Sono maturi i tempi per una riforma organica dell’apparato sanzionatorio?
“Le conoscenze necessarie per una riforma di questo tipo sono disponibili da molti anni. La centralità della pena detentiva, lungi dal costituire un mezzo per una prevenzione più efficace, fa sì che non vengano adottati strumenti che sono maggiormente in grado d’incidere sugli interessi materiali che quasi sempre stanno a monte della criminalità. Si dovrebbe pensare, invece, a percorsi che tengano conto della situazione esistenziale effettiva. La gran parte della popolazione carceraria, infatti, è composta da persone che provengono da situazioni di grave disagio sociale. La pena detentiva mantiene un suo ruolo in circostanze particolari, come la ripetizione di gravi reati o la necessità di recidere i legami di appartenenza con organizzazioni criminose”.
Il rispetto della legge deve essere letto come una scelta o un’imposizione?
“La visione tradizionale ha sempre proposto all’opinione pubblica la prevenzione come effetto dell’intimidazione. Più crudele è la conseguenza del reato, meno saranno i reati. In realtà la tenuta di un sistema sociale non dipende dall’intimidazione. Nel momento in cui il rispetto delle norme dipende esclusivamente dal calcolo e dal timore di essere scoperti, non ci sarà l’adesione alla norma appena il controllo viene meno. La prevenzione dipende dalla capacità di tenere elevata, anche attraverso i sistemi sanzionatori, l’approvazione delle norme per scelta. È per questo che una persona recuperata fa prevenzione sul territorio, mostrando che la legge è capace di convincere”.
Ha ancora senso, in questa prospettiva, parlare di ergastolo ostativo?
“Abbiamo una normativa sull’ergastolo mitigata dall’ordinamento penitenziario che concede, nei tempi lunghi, il fine pena. Sono state create, però, delle categorie di detenuti che hanno limitazioni all’accesso dei benefici: possono accedervi solo se collaborano con la giustizia. Qui non si tratta di una collaborazione in corso di processo ma riferita a fatti accaduti talvolta decenni addietro. Si crea così una situazione che ha dell’incredibile: è come se lo Stato non dicesse: ‘Se collabori, avrai un premio’ ma: ‘Se non collabori, ti privo di diritti’. La conseguenza è che l’ergastolano, non potendo avere benefici, non potrà uscire mai dal carcere.

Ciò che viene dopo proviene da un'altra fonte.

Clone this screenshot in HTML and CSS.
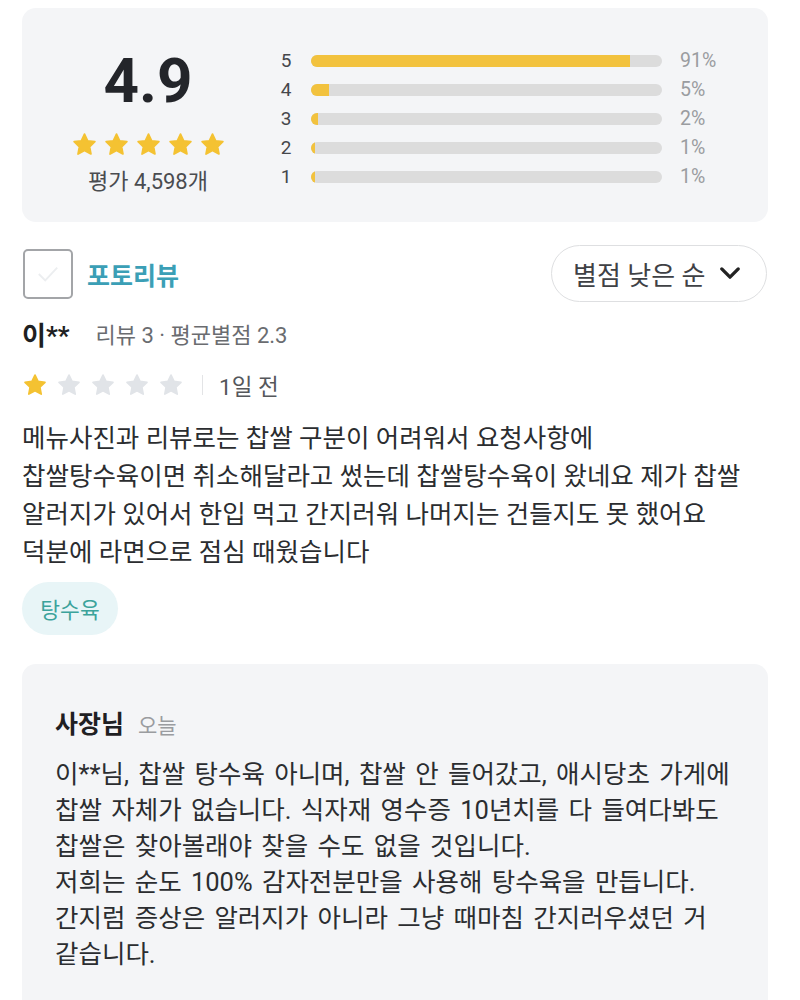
FILE: index.html
```html
<!DOCTYPE html>
<html lang="ko">
<head>
<meta charset="utf-8">
<title>리뷰</title>
<link rel="stylesheet" href="styles.css">
</head>
<body>
<div class="page">
  <section class="summary">
    <div class="score">
      <div class="score-num">4.9</div>
      <div class="stars big">
        <svg viewBox="0 0 24 24"><path class="on" d="M12 2.8l2.8 5.9 6.4.8-4.7 4.5 1.2 6.4L12 17.2l-5.7 3.2 1.2-6.4-4.7-4.5 6.4-.8z"/></svg>
        <svg viewBox="0 0 24 24"><path class="on" d="M12 2.8l2.8 5.9 6.4.8-4.7 4.5 1.2 6.4L12 17.2l-5.7 3.2 1.2-6.4-4.7-4.5 6.4-.8z"/></svg>
        <svg viewBox="0 0 24 24"><path class="on" d="M12 2.8l2.8 5.9 6.4.8-4.7 4.5 1.2 6.4L12 17.2l-5.7 3.2 1.2-6.4-4.7-4.5 6.4-.8z"/></svg>
        <svg viewBox="0 0 24 24"><path class="on" d="M12 2.8l2.8 5.9 6.4.8-4.7 4.5 1.2 6.4L12 17.2l-5.7 3.2 1.2-6.4-4.7-4.5 6.4-.8z"/></svg>
        <svg viewBox="0 0 24 24"><path class="on" d="M12 2.8l2.8 5.9 6.4.8-4.7 4.5 1.2 6.4L12 17.2l-5.7 3.2 1.2-6.4-4.7-4.5 6.4-.8z"/></svg>
      </div>
      <div class="score-count">평가 4,598개</div>
    </div>
    <div class="bars">
      <div class="bar-row"><span class="bar-label">5</span><div class="track"><div class="fill" style="width:91%"></div></div><span class="pct">91%</span></div>
      <div class="bar-row"><span class="bar-label">4</span><div class="track"><div class="fill" style="width:5%"></div></div><span class="pct">5%</span></div>
      <div class="bar-row"><span class="bar-label">3</span><div class="track"><div class="fill" style="width:2%"></div></div><span class="pct">2%</span></div>
      <div class="bar-row"><span class="bar-label">2</span><div class="track"><div class="fill" style="width:1%"></div></div><span class="pct">1%</span></div>
      <div class="bar-row"><span class="bar-label">1</span><div class="track"><div class="fill" style="width:1%"></div></div><span class="pct">1%</span></div>
    </div>
  </section>

  <div class="filter-row">
    <label class="photo-filter">
      <span class="checkbox"><svg viewBox="0 0 50 50"><path d="M15 25l7 7 13-14" /></svg></span>
      <span class="photo-label">포토리뷰</span>
    </label>
    <button class="sort-btn">별점 낮은 순<svg viewBox="0 0 24 16"><path d="M3 3l9 9 9-9"/></svg></button>
  </div>

  <article class="review">
    <div class="reviewer">
      <span class="name">이**</span>
      <span class="meta">리뷰 3 · 평균별점 2.3</span>
    </div>
    <div class="rating-row">
      <div class="stars small">
        <svg viewBox="0 0 24 24"><path class="on" d="M12 2.8l2.8 5.9 6.4.8-4.7 4.5 1.2 6.4L12 17.2l-5.7 3.2 1.2-6.4-4.7-4.5 6.4-.8z"/></svg>
        <svg viewBox="0 0 24 24"><path class="off" d="M12 2.8l2.8 5.9 6.4.8-4.7 4.5 1.2 6.4L12 17.2l-5.7 3.2 1.2-6.4-4.7-4.5 6.4-.8z"/></svg>
        <svg viewBox="0 0 24 24"><path class="off" d="M12 2.8l2.8 5.9 6.4.8-4.7 4.5 1.2 6.4L12 17.2l-5.7 3.2 1.2-6.4-4.7-4.5 6.4-.8z"/></svg>
        <svg viewBox="0 0 24 24"><path class="off" d="M12 2.8l2.8 5.9 6.4.8-4.7 4.5 1.2 6.4L12 17.2l-5.7 3.2 1.2-6.4-4.7-4.5 6.4-.8z"/></svg>
        <svg viewBox="0 0 24 24"><path class="off" d="M12 2.8l2.8 5.9 6.4.8-4.7 4.5 1.2 6.4L12 17.2l-5.7 3.2 1.2-6.4-4.7-4.5 6.4-.8z"/></svg>
      </div>
      <span class="divider"></span>
      <span class="date">1일 전</span>
    </div>
    <p class="review-text">메뉴사진과 리뷰로는 찹쌀 구분이 어려워서 요청사항에<br>찹쌀탕수육이면 취소해달라고 썼는데 찹쌀탕수육이 왔네요 제가 찹쌀<br>알러지가 있어서 한입 먹고 간지러워 나머지는 건들지도 못 했어요<br>덕분에 라면으로 점심 때웠습니다</p>
    <span class="tag">탕수육</span>
  </article>

  <section class="reply">
    <div class="reply-head">
      <span class="owner">사장님</span>
      <span class="reply-date">오늘</span>
    </div>
    <p class="reply-text">이**님, 찹쌀 탕수육 아니며, 찹쌀 안 들어갔고, 애시당초 가게에<br>찹쌀 자체가 없습니다. 식자재 영수증 10년치를 다 들여다봐도<br>찹쌀은 찾아볼래야 찾을 수도 없을 것입니다.<br>저희는 순도 100% 감자전분만을 사용해 탕수육을 만듭니다.<br>간지럼 증상은 알러지가 아니라 그냥 때마침 간지러우셨던 거<br>같습니다.</p>
  </section>
</div>
</body>
</html>
```

FILE: styles.css
```css
* {
  box-sizing: border-box;
}

body {
  margin: 0;
  background: #ffffff;
  font-family: Roboto, "Noto Sans CJK KR", "Noto Sans", sans-serif;
  color: #222222;
}

.page {
  padding: 8px 32px 0 22px;
  width: 800px;
}

/* summary card */
.summary {
  display: flex;
  height: 214px;
  background: #f4f5f7;
  border-radius: 14px;
}

.score {
  width: 252px;
  display: flex;
  flex-direction: column;
  align-items: center;
  padding-top: 42px;
}

.score-num {
  font-size: 62px;
  font-weight: 700;
  line-height: 62px;
  color: #23252a;
}

.stars {
  display: flex;
}

.stars svg path {
  stroke-linejoin: round;
  stroke-width: 1.6;
}

.stars path.on {
  fill: #f4c232;
  stroke: #f4c232;
}

.stars path.off {
  fill: #e1e4e8;
  stroke: #e1e4e8;
}

.stars.big {
  gap: 5px;
  margin-top: 19px;
}

.stars.big svg {
  width: 27px;
  height: 27px;
}

.score-count {
  margin-top: 11px;
  font-size: 22px;
  line-height: 26px;
  color: #4a4c50;
}

.bars {
  flex: 1;
  padding-top: 38px;
  padding-left: 5px;
  display: flex;
  flex-direction: column;
}

.bar-row {
  display: flex;
  align-items: center;
  height: 29px;
}

.bar-label {
  width: 14px;
  font-size: 19px;
  color: #45474b;
  text-align: center;
}

.track {
  margin-left: 18px;
  width: 351px;
  height: 12px;
  border-radius: 6px;
  background: #dcdcdc;
  overflow: hidden;
}

.fill {
  height: 100%;
  background: #f2c23e;
}

.pct {
  margin-left: 18px;
  font-size: 19.5px;
  color: #9a9ca0;
}

/* filter row */
.filter-row {
  margin-top: 23px;
  display: flex;
  justify-content: space-between;
  align-items: center;
  height: 57px;
}

.photo-filter {
  display: flex;
  align-items: center;
}

.checkbox {
  width: 50px;
  height: 50px;
  margin-left: 1px;
  border: 2px solid #a3a5a8;
  border-radius: 5px;
  display: flex;
}

.checkbox svg {
  width: 46px;
  height: 46px;
}

.checkbox path {
  fill: none;
  stroke: #eceef0;
  stroke-width: 2;
}

.photo-label {
  margin-left: 14px;
  font-size: 25px;
  font-weight: 700;
  color: #3b9fb6;
}

.sort-btn {
  display: flex;
  align-items: center;
  height: 57px;
  width: 216px;
  padding: 0 0 0 21px;
  border: 1.5px solid #dedfe1;
  border-radius: 29px;
  background: #ffffff;
  font-family: inherit;
  font-size: 26px;
  color: #3f4145;
  margin-right: 1px;
}

.sort-btn svg {
  width: 22px;
  height: 15px;
  margin-left: 13px;
}

.sort-btn path {
  fill: none;
  stroke: #222222;
  stroke-width: 3.6;
  stroke-linecap: round;
  stroke-linejoin: round;
}

/* review */
.review {
  display: flex;
  flex-direction: column;
  align-items: flex-start;
}

.reviewer {
  margin-top: 16px;
  display: flex;
  align-items: center;
  height: 30px;
}

.name {
  font-size: 26px;
  font-weight: 700;
  color: #1e1f22;
}

.meta {
  margin-left: 26px;
  font-size: 22px;
  color: #6a6c70;
}

.rating-row {
  margin-top: 24px;
  display: flex;
  align-items: center;
  height: 26px;
}

.stars.small {
  gap: 8px;
}

.stars.small svg {
  width: 26px;
  height: 26px;
}

.divider {
  width: 1px;
  height: 20px;
  background: #e3e4e6;
  margin-left: 18px;
}

.date {
  margin-left: 16px;
  font-size: 22.5px;
  color: #55575b;
}

.review-text {
  margin: 21px 0 0 0;
  font-size: 25.5px;
  line-height: 38px;
  color: #2b2d30;
  white-space: nowrap;
}

.tag {
  margin-top: 11px;
  display: flex;
  align-items: center;
  justify-content: center;
  width: 96px;
  height: 53px;
  border-radius: 27px;
  background: #e8f5f7;
  font-size: 21.5px;
  color: #3ba39b;
}

/* owner reply */
.reply {
  margin-top: 29px;
  background: #f4f5f7;
  border-radius: 14px 14px 0 0;
  padding: 40px 20px 40px 33px;
  min-height: 340px;
}

.reply-head {
  display: flex;
  align-items: baseline;
  height: 30px;
}

.owner {
  font-size: 25px;
  font-weight: 700;
  color: #1f2023;
}

.reply-date {
  margin-left: 14px;
  font-size: 21px;
  color: #9a9ca0;
}

.reply-text {
  margin: 22px 0 0 0;
  font-size: 25.5px;
  line-height: 36px;
  word-spacing: 3px;
  color: #2b2d30;
  white-space: nowrap;
}
```
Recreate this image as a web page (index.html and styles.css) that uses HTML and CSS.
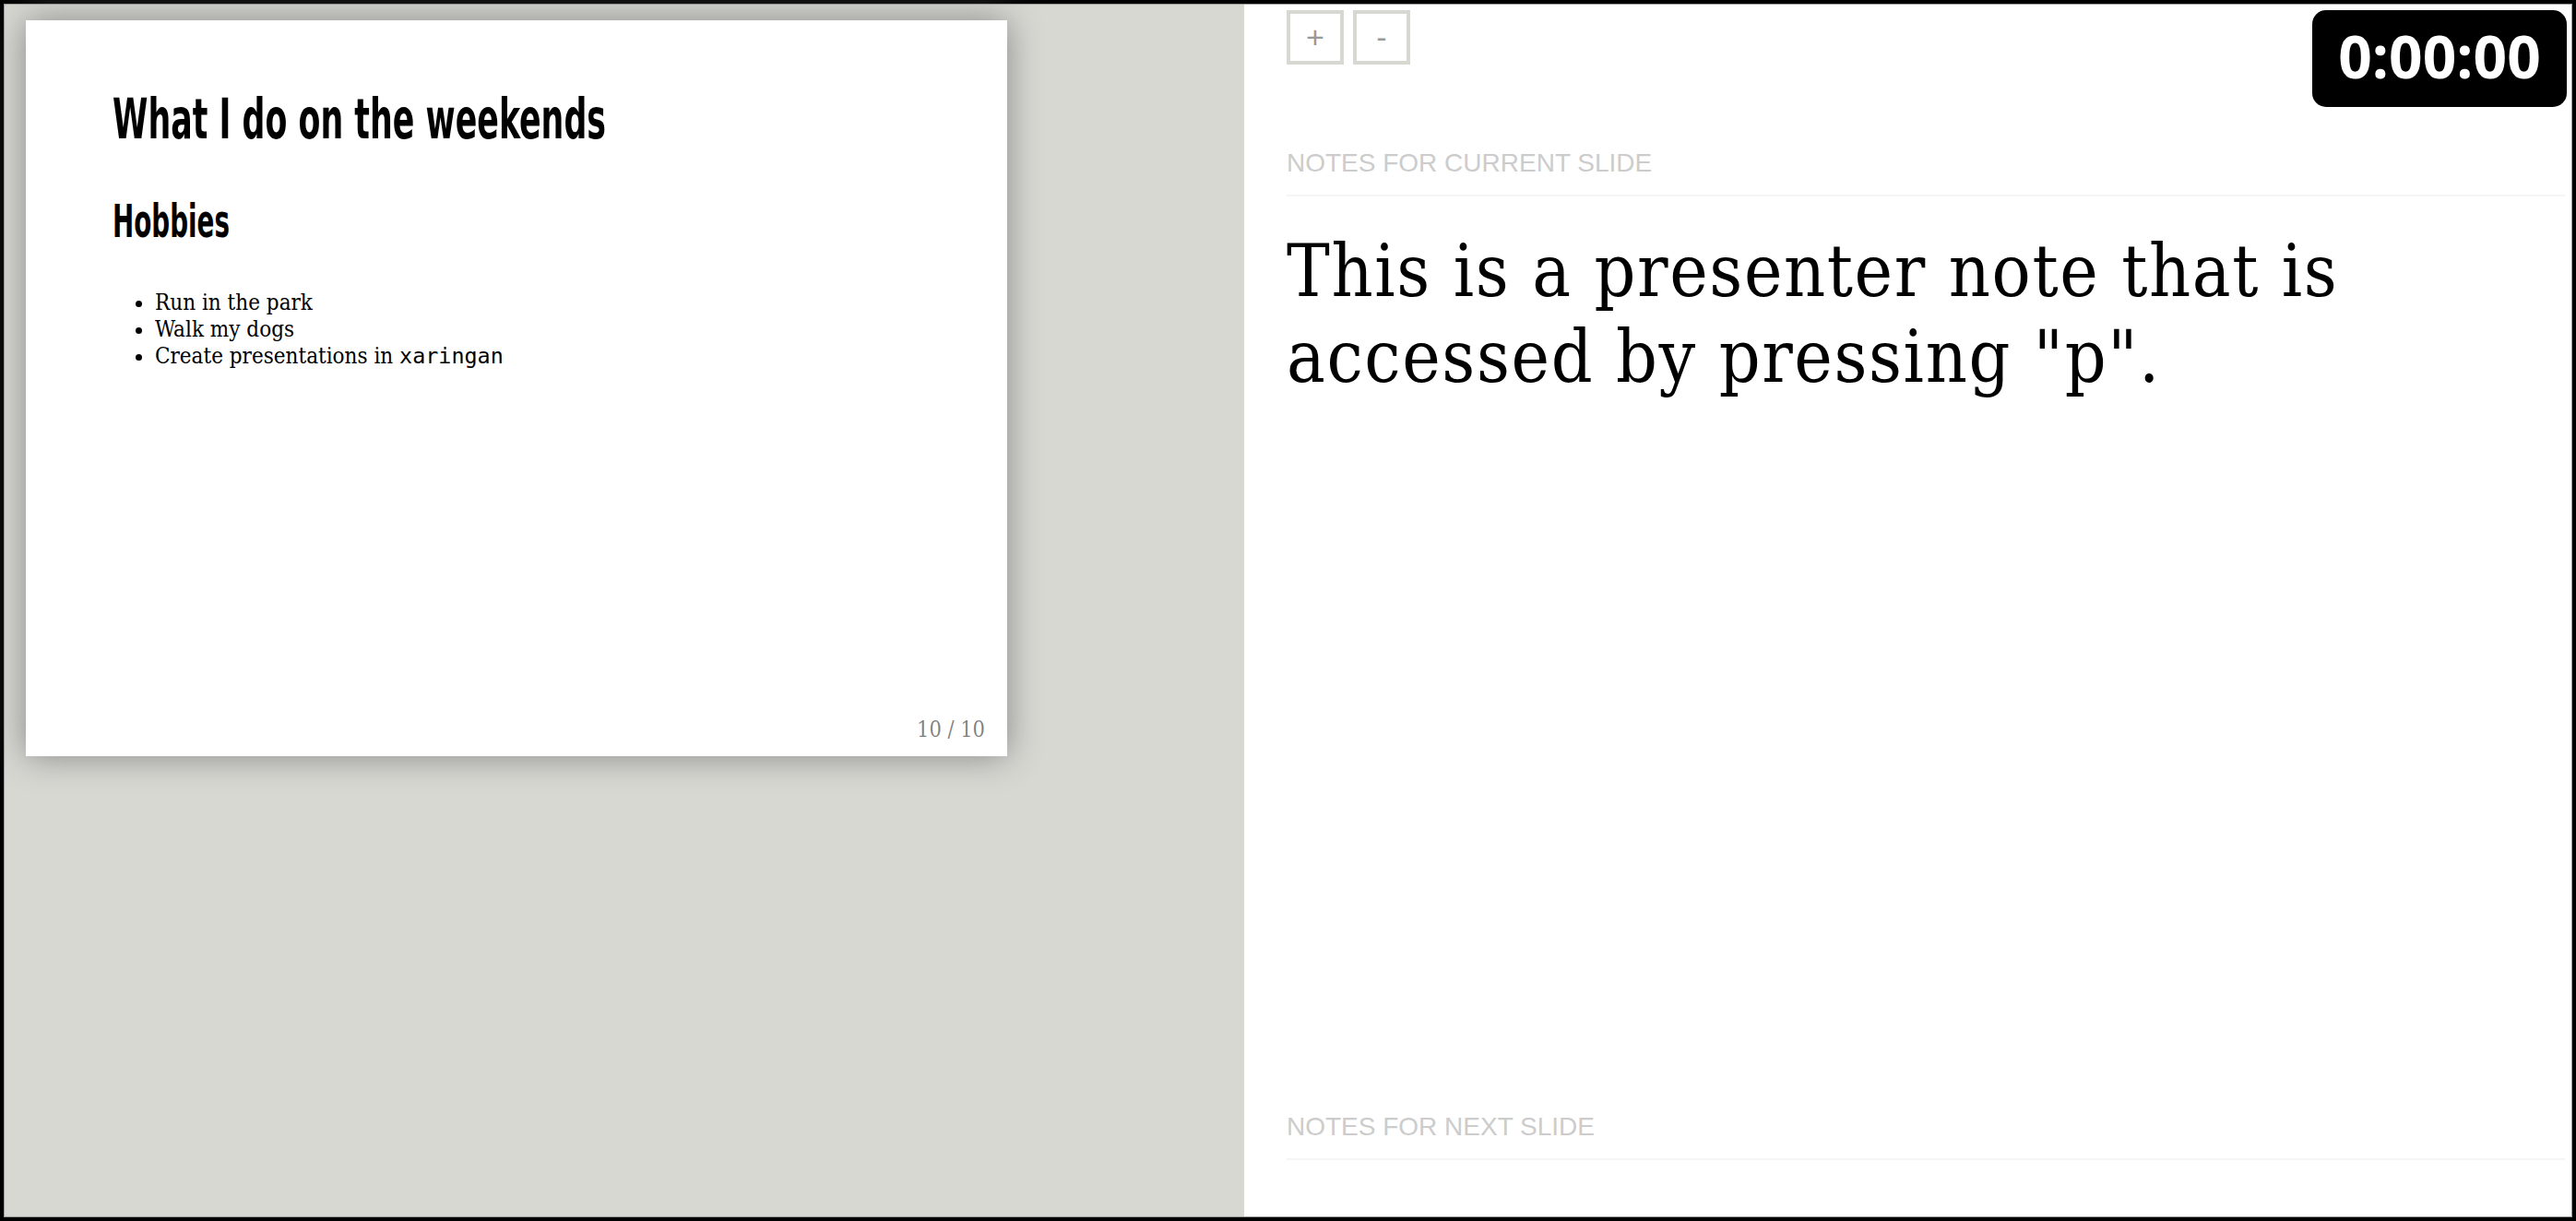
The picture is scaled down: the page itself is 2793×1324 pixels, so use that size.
FILE: index.html
```html
<!DOCTYPE html>
<html lang="en">
<head>
<meta charset="utf-8">
<title>Presenter mode</title>
<link rel="stylesheet" href="styles.css">
</head>
<body>
<div class="frame">
  <div class="inner">
    <div class="slides-area">
      <div class="slide">
        <h1 class="slide-title"><span class="squeeze title-squeeze">What I do on the weekends</span></h1>
        <h2 class="slide-subtitle"><span class="squeeze sub-squeeze">Hobbies</span></h2>
        <ul class="slide-list">
          <li>Run in the park</li>
          <li>Walk my dogs</li>
          <li>Create presentations in <code class="inline-code">xaringan</code></li>
        </ul>
        <div class="slide-number">10 / 10</div>
      </div>
    </div>
    <div class="notes-area">
      <div class="toolbar">
        <div class="zoom-btns">
          <span class="btn">+</span>
          <span class="btn">-</span>
        </div>
        <div class="timer">0:00:00</div>
      </div>
      <div class="notes-current">
        <div class="toggle">Notes for current slide</div>
        <div class="notes">
          <p>This is a presenter note that is accessed by pressing "p".</p>
        </div>
      </div>
      <div class="notes-next">
        <div class="toggle">Notes for next slide</div>
        <div class="notes-preview"></div>
      </div>
    </div>
  </div>
</div>
</body>
</html>
```

FILE: styles.css
```css
html, body {
  margin: 0;
  padding: 0;
}

body {
  width: 2793px;
  height: 1324px;
  overflow: hidden;
  background: #000;
}

.frame {
  box-sizing: border-box;
  width: 2793px;
  height: 1324px;
  border: 4px solid #000;
  display: flex;
}

.inner {
  flex: 1;
  display: flex;
  border: 1px solid #9a9a9a;
  min-width: 0;
}

/* ---------- slide side ---------- */
.slides-area {
  box-sizing: border-box;
  width: 1344px;
  flex: none;
  background: #d7d8d2;
  padding: 17px 0 0 23px;
}

.slide {
  box-sizing: border-box;
  width: 1064px;
  height: 798px;
  background: #fff;
  box-shadow: 0 0 35px #888;
  display: flex;
  flex-direction: column;
  padding: 0 24px 15px 94px;
  color: #000;
  font-family: "DejaVu Serif Condensed", "DejaVu Serif", serif;
}

.slide-title,
.slide-subtitle {
  font-family: "DejaVu Sans Condensed", "DejaVu Sans", sans-serif;
  font-weight: 700;
  white-space: nowrap;
}

.squeeze {
  display: inline-block;
  transform-origin: left center;
}

.slide-title {
  margin: 75px 0 0;
  font-size: 60px;
  line-height: 64px;
}

.title-squeeze {
  transform: scaleX(0.645);
}

.slide-subtitle {
  margin: 52px 0 0;
  font-size: 49px;
  line-height: 56px;
}

.sub-squeeze {
  transform: scaleX(0.63);
}

.slide-list {
  margin: 45px 0 0;
  padding-left: 46px;
  font-size: 24px;
  line-height: 28.8px;
}

.inline-code {
  font-family: "DejaVu Sans Mono", "Liberation Mono", monospace;
  font-size: 23.4px;
}

.slide-number {
  margin-top: auto;
  align-self: flex-end;
  font-size: 23.4px;
  line-height: 28px;
  color: rgba(0, 0, 0, 0.5);
}

/* ---------- notes side ---------- */
.notes-area {
  flex: 1;
  min-width: 0;
  background: #fff;
  display: flex;
  flex-direction: column;
  padding: 6px 7px 0 46px;
}

.toolbar {
  display: flex;
  justify-content: space-between;
  align-items: flex-start;
  margin-right: -2px;
}

.zoom-btns {
  display: flex;
  gap: 10px;
}

.btn {
  box-sizing: border-box;
  width: 62px;
  height: 59px;
  border: 4px solid #d7d8d2;
  display: flex;
  align-items: center;
  justify-content: center;
  font-family: "Liberation Sans", Arial, sans-serif;
  font-size: 34px;
  color: #999;
}

.timer {
  box-sizing: border-box;
  width: 276px;
  height: 105px;
  border-radius: 15px;
  background: #000;
  color: #fff;
  font-family: "Open Sans", sans-serif;
  font-weight: 700;
  font-size: 64px;
  line-height: 1;
  display: flex;
  align-items: center;
  justify-content: center;
  padding-bottom: 5px;
}

.notes-current {
  flex: 1;
  margin-top: 40px;
  display: flex;
  flex-direction: column;
  min-height: 0;
}

.toggle {
  font-family: "Liberation Sans", Arial, sans-serif;
  font-size: 28px;
  line-height: 42px;
  color: #ccc;
  text-transform: uppercase;
  padding-bottom: 13px;
}

.notes {
  border-top: 2px solid #f5f5f5;
  padding-top: 35px;
}

.notes p {
  margin: 0;
  font-family: "DejaVu Serif Condensed", "DejaVu Serif", serif;
  font-size: 78px;
  line-height: 93px;
  letter-spacing: 1.6px;
  color: #000;
}

.notes-next {
  flex: none;
  height: 118px;
}

.notes-preview {
  border-top: 2px solid #f5f5f5;
}
```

Un simile regime trasforma la logica che attribuisce effetti premiali alla collaborazione nella logica opposta di natura costrittiva rappresentata dalla privazione, per il non collaborante, del regime sanzionatorio ordinario, privando di rilievo qualsiasi percorso rieducativo e la stessa constatazione di un sicuro ravvedimento”.